Task details: Set aside the pictures and output only the lines from the one containing "Reproduce this screenshot" up to and including the one containing "['Konfiguration', 'Firmware', 'Rebooten', 'Protokolle']".

Data excerpts:
>> begin

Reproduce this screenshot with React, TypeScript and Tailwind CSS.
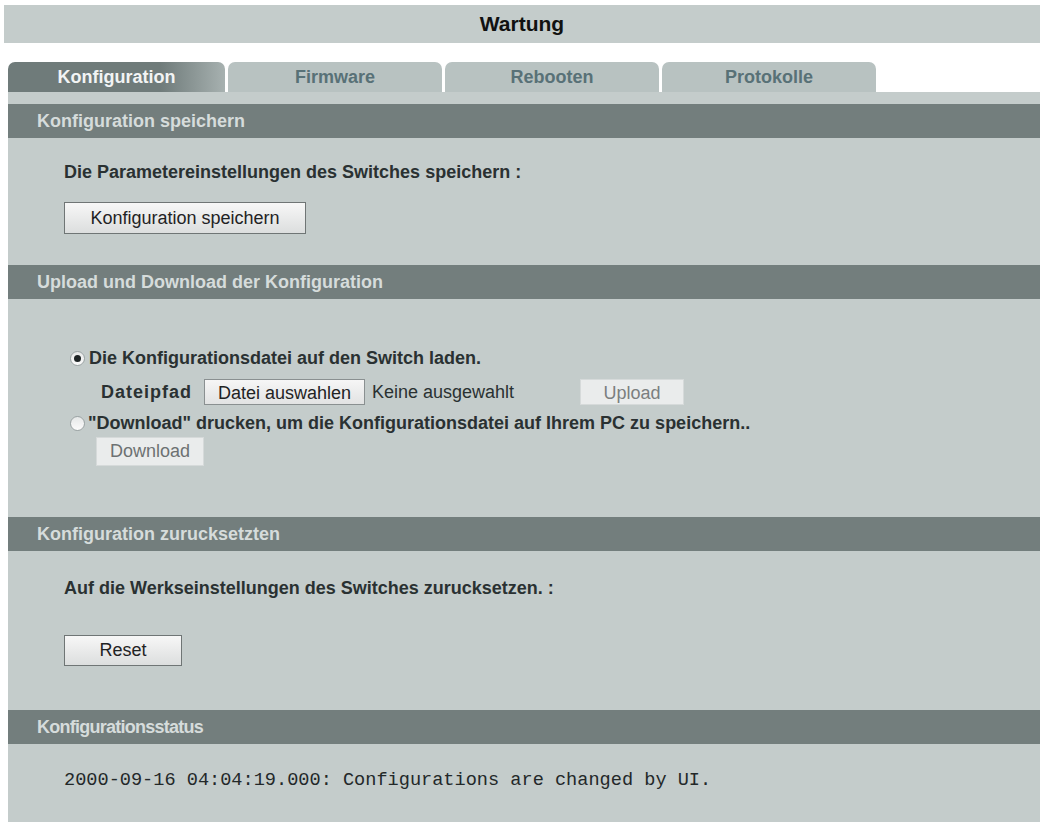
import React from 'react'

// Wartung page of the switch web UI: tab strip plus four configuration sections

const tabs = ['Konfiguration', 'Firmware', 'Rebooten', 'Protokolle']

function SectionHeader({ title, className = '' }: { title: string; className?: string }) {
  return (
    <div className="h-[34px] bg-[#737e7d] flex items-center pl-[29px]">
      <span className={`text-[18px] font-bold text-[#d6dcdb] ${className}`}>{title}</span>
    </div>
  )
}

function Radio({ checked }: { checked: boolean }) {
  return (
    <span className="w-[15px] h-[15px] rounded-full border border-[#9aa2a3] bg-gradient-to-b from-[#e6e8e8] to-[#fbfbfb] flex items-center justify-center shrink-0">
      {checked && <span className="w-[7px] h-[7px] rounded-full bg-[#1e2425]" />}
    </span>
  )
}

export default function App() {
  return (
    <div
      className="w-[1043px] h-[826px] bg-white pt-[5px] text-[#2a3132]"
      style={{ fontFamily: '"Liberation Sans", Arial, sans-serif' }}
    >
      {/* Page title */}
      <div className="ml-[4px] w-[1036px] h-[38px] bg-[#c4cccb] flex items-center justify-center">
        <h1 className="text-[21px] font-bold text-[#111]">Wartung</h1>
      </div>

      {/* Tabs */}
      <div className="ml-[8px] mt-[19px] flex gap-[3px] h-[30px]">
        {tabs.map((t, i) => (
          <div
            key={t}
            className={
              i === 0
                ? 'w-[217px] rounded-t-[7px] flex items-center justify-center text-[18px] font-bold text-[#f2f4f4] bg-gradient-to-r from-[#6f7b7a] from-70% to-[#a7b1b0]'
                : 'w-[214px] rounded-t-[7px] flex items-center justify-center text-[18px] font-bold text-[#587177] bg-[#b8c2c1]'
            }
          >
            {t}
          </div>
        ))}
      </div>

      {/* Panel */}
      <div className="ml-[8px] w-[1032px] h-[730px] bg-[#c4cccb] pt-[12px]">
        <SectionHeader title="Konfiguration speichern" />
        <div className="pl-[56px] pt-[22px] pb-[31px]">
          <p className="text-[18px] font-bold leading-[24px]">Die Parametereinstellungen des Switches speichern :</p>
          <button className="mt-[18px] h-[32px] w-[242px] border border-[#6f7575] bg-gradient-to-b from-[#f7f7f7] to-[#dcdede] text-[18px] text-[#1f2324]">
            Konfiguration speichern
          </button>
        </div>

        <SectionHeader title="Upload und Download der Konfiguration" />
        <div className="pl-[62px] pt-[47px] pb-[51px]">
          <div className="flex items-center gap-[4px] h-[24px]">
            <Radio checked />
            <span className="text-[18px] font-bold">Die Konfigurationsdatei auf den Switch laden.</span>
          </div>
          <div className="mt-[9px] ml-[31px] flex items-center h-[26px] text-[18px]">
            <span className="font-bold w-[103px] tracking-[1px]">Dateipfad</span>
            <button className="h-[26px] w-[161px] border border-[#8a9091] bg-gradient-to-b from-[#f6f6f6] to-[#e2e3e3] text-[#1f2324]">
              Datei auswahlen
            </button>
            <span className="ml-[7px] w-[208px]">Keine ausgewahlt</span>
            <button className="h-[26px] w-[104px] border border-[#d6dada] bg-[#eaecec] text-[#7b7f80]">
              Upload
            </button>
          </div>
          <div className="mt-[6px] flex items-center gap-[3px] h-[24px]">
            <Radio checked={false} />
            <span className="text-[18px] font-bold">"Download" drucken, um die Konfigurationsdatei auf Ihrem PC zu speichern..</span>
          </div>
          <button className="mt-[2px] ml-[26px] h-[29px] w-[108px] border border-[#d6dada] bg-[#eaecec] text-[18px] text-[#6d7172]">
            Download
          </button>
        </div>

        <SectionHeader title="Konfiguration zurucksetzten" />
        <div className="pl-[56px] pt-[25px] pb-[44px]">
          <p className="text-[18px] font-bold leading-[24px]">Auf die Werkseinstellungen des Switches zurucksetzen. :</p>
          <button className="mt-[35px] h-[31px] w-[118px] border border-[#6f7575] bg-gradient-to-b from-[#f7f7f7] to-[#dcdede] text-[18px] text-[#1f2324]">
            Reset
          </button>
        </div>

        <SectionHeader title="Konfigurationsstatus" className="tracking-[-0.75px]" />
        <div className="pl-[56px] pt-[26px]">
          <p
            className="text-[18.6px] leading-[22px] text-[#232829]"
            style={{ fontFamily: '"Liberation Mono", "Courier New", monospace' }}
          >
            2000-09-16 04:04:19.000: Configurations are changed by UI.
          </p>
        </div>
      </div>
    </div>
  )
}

>> end
>> begin

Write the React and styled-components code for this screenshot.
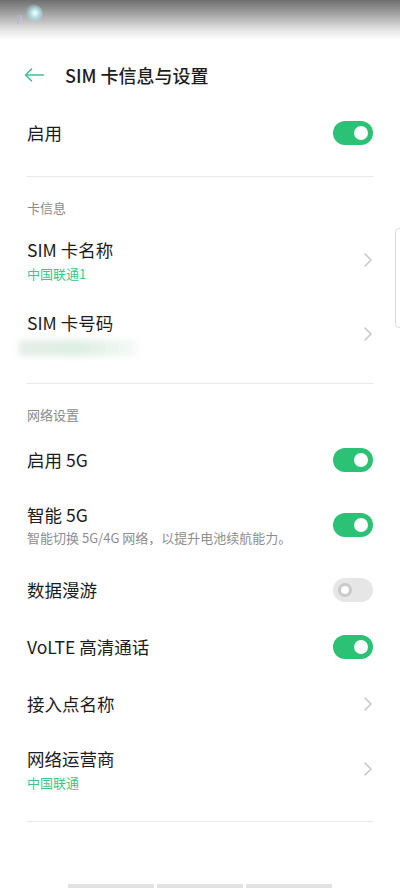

>> end

Worked answer:
Reproduce this screenshot with React, TypeScript and Tailwind CSS.
import React from 'react'

// Wartung page of the switch web UI: tab strip plus four configuration sections

const tabs = ['Konfiguration', 'Firmware', 'Rebooten', 'Protokolle']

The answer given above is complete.